A Wrong Turn Leads to the Right Place

Driving home to San Francisco from a job down peninsula I made an wrong turn. To be honest, I exited the freeway near the airport on a whim, thinking I just wanted to be near planes. I thought: maybe I can just see them out the window. Get close enough that I can roll down the windows and smell airplane exhaust.


Call me crazy. But if you're an aviation enthusiast like me, I'm preaching the gospel.


After passing by a string of chunky airport hotel high rises, there it was -- SFO -- otherwise known as San Francisco International Airport. The parallel runways 28R and 28L stretched out long and low along a sheet of blue glass to my right. The San Francisco Bay, an estuary of the Pacific Ocean's salty water and the fresh waters from rivers from locations north and east, was calm and reflecting blue sky.


It was a rare cloudless day. Not a puff of fog anywhere.

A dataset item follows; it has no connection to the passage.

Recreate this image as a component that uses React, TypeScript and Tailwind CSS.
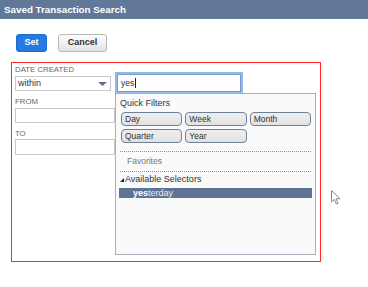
import React from "react";

export default function App() {
  const qf = ["Day", "Week", "Month", "Quarter", "Year"];
  return (
    <div className="relative w-[368px] h-[287px] overflow-hidden bg-white font-['Liberation_Sans',Arial,sans-serif] text-[#333]">
      <div className="h-[19px] bg-[#617899] pl-[4px] flex items-center text-white font-bold text-[9.8px] leading-none">
        Saved Transaction Search
      </div>
      <div className="flex gap-[11px] pl-[16px] pt-[15px]">
        <div className="w-[31px] h-[18px] rounded-[3px] bg-[#2479e2] border border-[#1f6cc9] text-white font-bold text-[9px] flex items-center justify-center">
          Set
        </div>
        <div className="w-[49px] h-[18px] rounded-[3px] bg-gradient-to-b from-[#fdfdfd] to-[#e4e4e4] border border-[#b7b7b7] text-[#333] font-bold text-[9px] flex items-center justify-center">
          Cancel
        </div>
      </div>
      <div className="mt-[10px] ml-[11px] w-[310px] h-[200px] border border-[#ff2b2b] flex">
        <div className="w-[100px] ml-[3px] pt-[2px] flex flex-col">
          <div className="h-[9px] leading-[9px] text-[7.8px] text-[#666]">DATE CREATED</div>
          <div className="mt-[2px] w-[96px] h-[15px] border border-[#c9c9c9] bg-white flex items-center justify-between pl-[2px] pr-[3px]">
            <span className="text-[9px] leading-none text-[#333]">within</span>
            <svg width="9" height="4" viewBox="0 0 9 4">
              <polygon points="0,0 9,0 4.5,4" fill="#5a6f90" />
            </svg>
          </div>
          <div className="mt-[6px] h-[9px] leading-[9px] text-[7.8px] text-[#666]">FROM</div>
          <div className="mt-[2px] w-[100px] h-[15px] border border-[#c9c9c9] bg-white" />
          <div className="mt-[6px] h-[9px] leading-[9px] text-[7.8px] text-[#666]">TO</div>
          <div className="mt-[1px] w-[100px] h-[16px] border border-[#c9c9c9] bg-white" />
        </div>
        <div className="w-[201px] mt-[9px] flex flex-col">
          <div className="relative z-10 w-[128px] h-[22px] border-2 border-[#8fb9ea] bg-white flex items-center pl-[4px]">
            <div className="w-full h-full absolute inset-0 border border-[#7a9cc8] pointer-events-none" />
            <span className="text-[8.5px] leading-none text-[#333]">yes</span>
            <span className="w-px h-[10px] bg-[#222] ml-px" />
          </div>
          <div className="-mt-px h-[162px] border border-[#a5afbd] bg-[#fafafa] px-[4px] flex flex-col">
            <div className="mt-[4px] h-[11px] leading-[11px] text-[9px] text-[#333]">Quick Filters</div>
            <div className="mt-[3px] ml-[1px] grid grid-cols-3 gap-x-[3px] gap-y-[3px]">
              {qf.map((q) => (
                <div
                  key={q}
                  className="h-[14px] rounded-[4px] border border-[#6f7f96] bg-gradient-to-b from-[#eeeeee] to-[#e2e2e2] pl-[3px] flex items-center text-[8.5px] leading-none text-[#333]"
                >
                  {q}
                </div>
              ))}
            </div>
            <div className="mt-[8px] border-t border-dotted border-[#8796ad]" />
            <div className="h-[19px] flex items-center pl-[7px] text-[8.5px] text-[#777]">Favorites</div>
            <div className="border-t border-dotted border-[#8796ad]" />
            <div className="h-[16px] flex items-center text-[9px] text-[#333]">
              <svg width="4" height="4" viewBox="0 0 4 4" className="mr-[1px]">
                <polygon points="4,0 4,4 0,4" fill="#222" />
              </svg>
              Available Selectors
            </div>
            <div className="-mx-[1px] h-[10px] bg-[#5f7494] pl-[14px] flex items-center text-[9px] leading-none text-white">
              <span className="font-bold">yes</span>
              <span className="text-[#e8ecf2]">terday</span>
            </div>
          </div>
        </div>
      </div>
      <svg
        className="absolute left-[331px] top-[190px]"
        width="11"
        height="15"
        viewBox="0 0 11 15"
      >
        <path
          d="M0.5 0.5 L0.5 12 L3.3 9.4 L5.4 14 L7 13.3 L5 8.8 L9 8.8 Z"
          fill="#fff"
          stroke="#8a8a8a"
          strokeWidth="1"
          strokeLinejoin="round"
        />
      </svg>
    </div>
  );
}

On the right side of the road ahead of me I spotted a sign that read, Bayfront Park, Public Shoreline. That was all the sign I needed, pun intended.


I pulled into the small parking lot and soon discovered that I was not the only plane spotter around today. When I got lucky and got a parking spot, I saw why so many people were still sitting in their cars and pick-ups. Through my windshield was a clear view to runways 1R and 1L, where airliners were lined up and awaiting tower clearance for take off.





Unable to contain my excitement in the car, I exited and was rewarded with the powerful thrust of a Boeing 737 taking off on 1R. I pulled out my phone and opened the Live ATC app, pressing play after inserting earbuds.


"G-day!" I heard. Yes, a good day it was.


Next I opened FlightRadar24 so I could follow the planes, both commercial and corporate, coming in for a landing on 28R or 28 L and taking off on 1R and 1L. Occasionally a large airplane, such as an Airbus A300 carrying cargo or a Boeing 787 Dreamliner filled with internationally bound passengers, would taxi down to the end of 1L for a take off that needed a longer runway.


A whiff of air brought the smell of aviation exhaust mixed with the mud and brine of the Bay. Looking for lunch, shore birds poked their long yellow beaks into the banks of dark, slick mud exposed by a receding tide. Flocks of white and gray gulls kept to their side of the airport fence, more interested in their feeding grounds than the airplanes.


I loved them all -- the birds, the planes... Ah, but no Superman -- or Captain Marvel, for that matter. Regardless, I felt saved. I was saved from it being just another day of transitioning from nurse to mom.


The day I took a wrong turn I found extra lift from the airport by the bay.